The Buddha taught meditation as the path to awakening. There are numerous Buddhist meditation techniques such as Vipassana Meditation, Zen meditation etc. According to the Zen Buddhism beliefs, Zen is practiced in two ways: by studying ancient Buddhist texts and Zen Buddhism quotes, and regular Zen meditation practice. Studying scriptures and Zen quotes is called Roshi and meditation is called Zazen. The objective of Zazen is to open the Prajnñā eye, the eye which sees into the meanings of things. The objective of Zazen meditation is to discover the Buddha nature. Dogen who founded Soto Zen advocated Zazen meditation.
For the purpose of Zazen, you should wear loose clothes, and sit on a cushion in a quiet room. As you sit in a cross legged position, your right foot has to be on the left thigh and left foot on the right thigh. Your right hand rests on the left leg, left hand on the right, palms face upward, and thumbs press each other over the palm. The backbone has to be erect, but not rigid, breathing regular, tongue resting against the upper palate, lips and teeth closed, and eyes slightly opened.

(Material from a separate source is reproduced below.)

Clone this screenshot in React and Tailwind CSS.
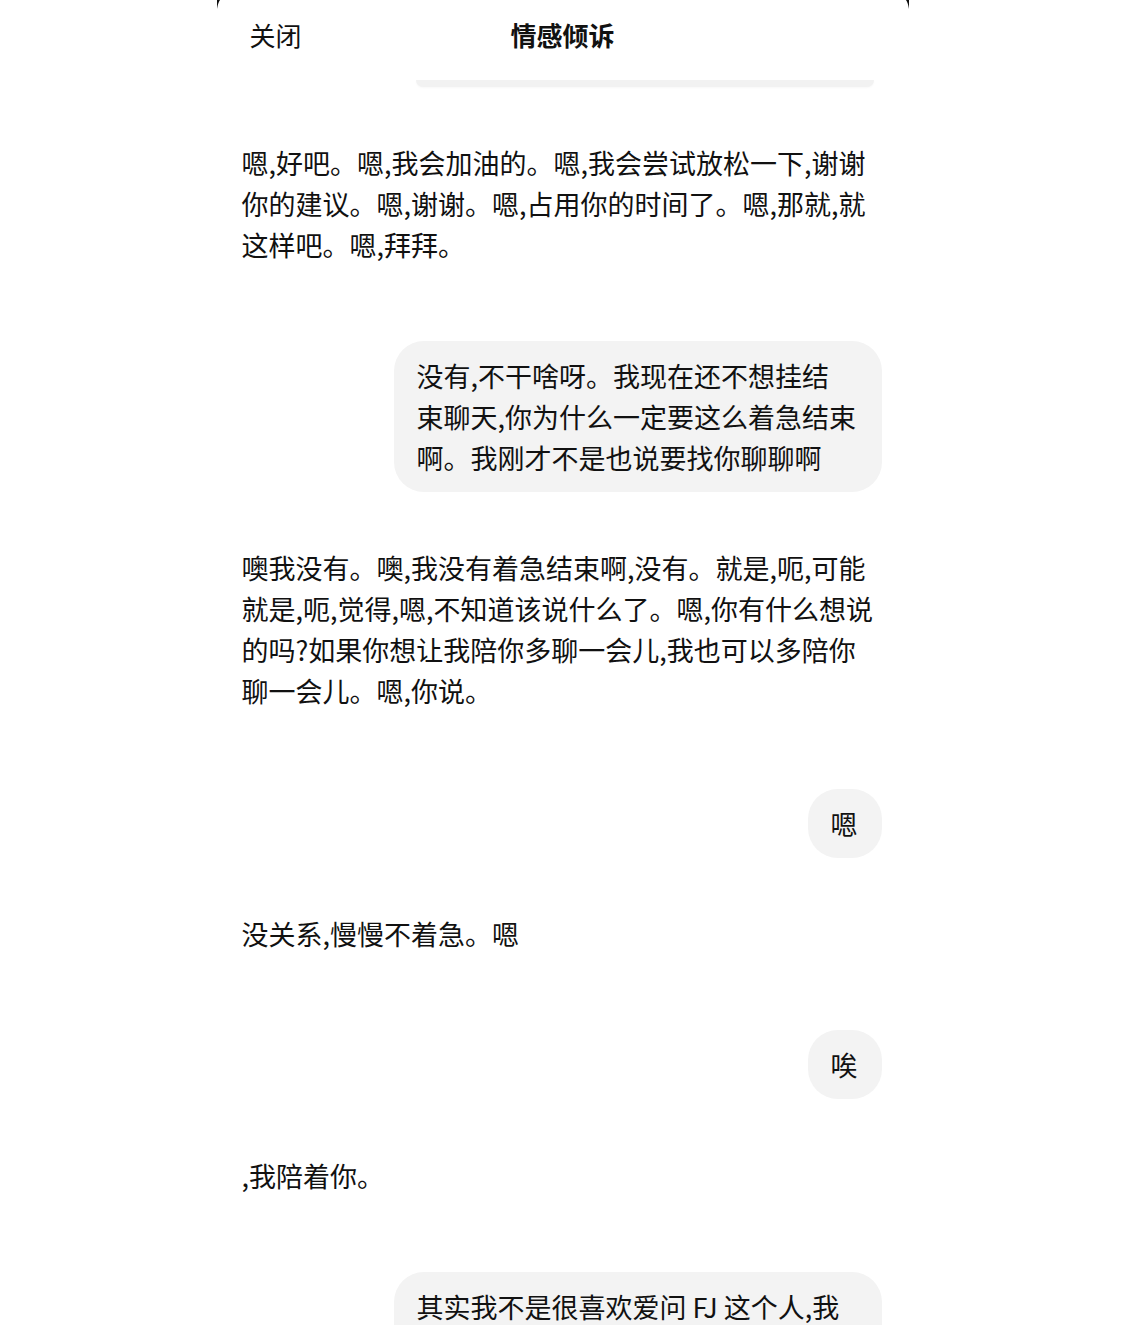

In Zazen meditation, you have to contemplate on the Koan given to you by your master. After the Zazen meditation, you must present your views to the master, which is called Sanzen. Zazen does not bear fruit without Sanzen. During Zazen meditation, you should not be concerned with good or bad ideas, but concentrate on the Koan. The purpose of Zazen meditation is to develop moral and spiritual energies and to see into the mysteries of existence.
Zen Buddhism Quotes
Set the desire to perceive truth firmly and be able to look into your own nature
Cultivate the sense of humility and remorse by reading books and sayings left by the Buddha and the Zen masters.
Keep the body and mind pure in accordance with the Truth and the Path of Buddhism.
Birth and death are the grave events. Impermanency is the nature of life.
If you do not attain emancipation in this life, in what life do you expect to emancipate yourself?
You are not to eat while no hungry, not to wear anything more than you actually need.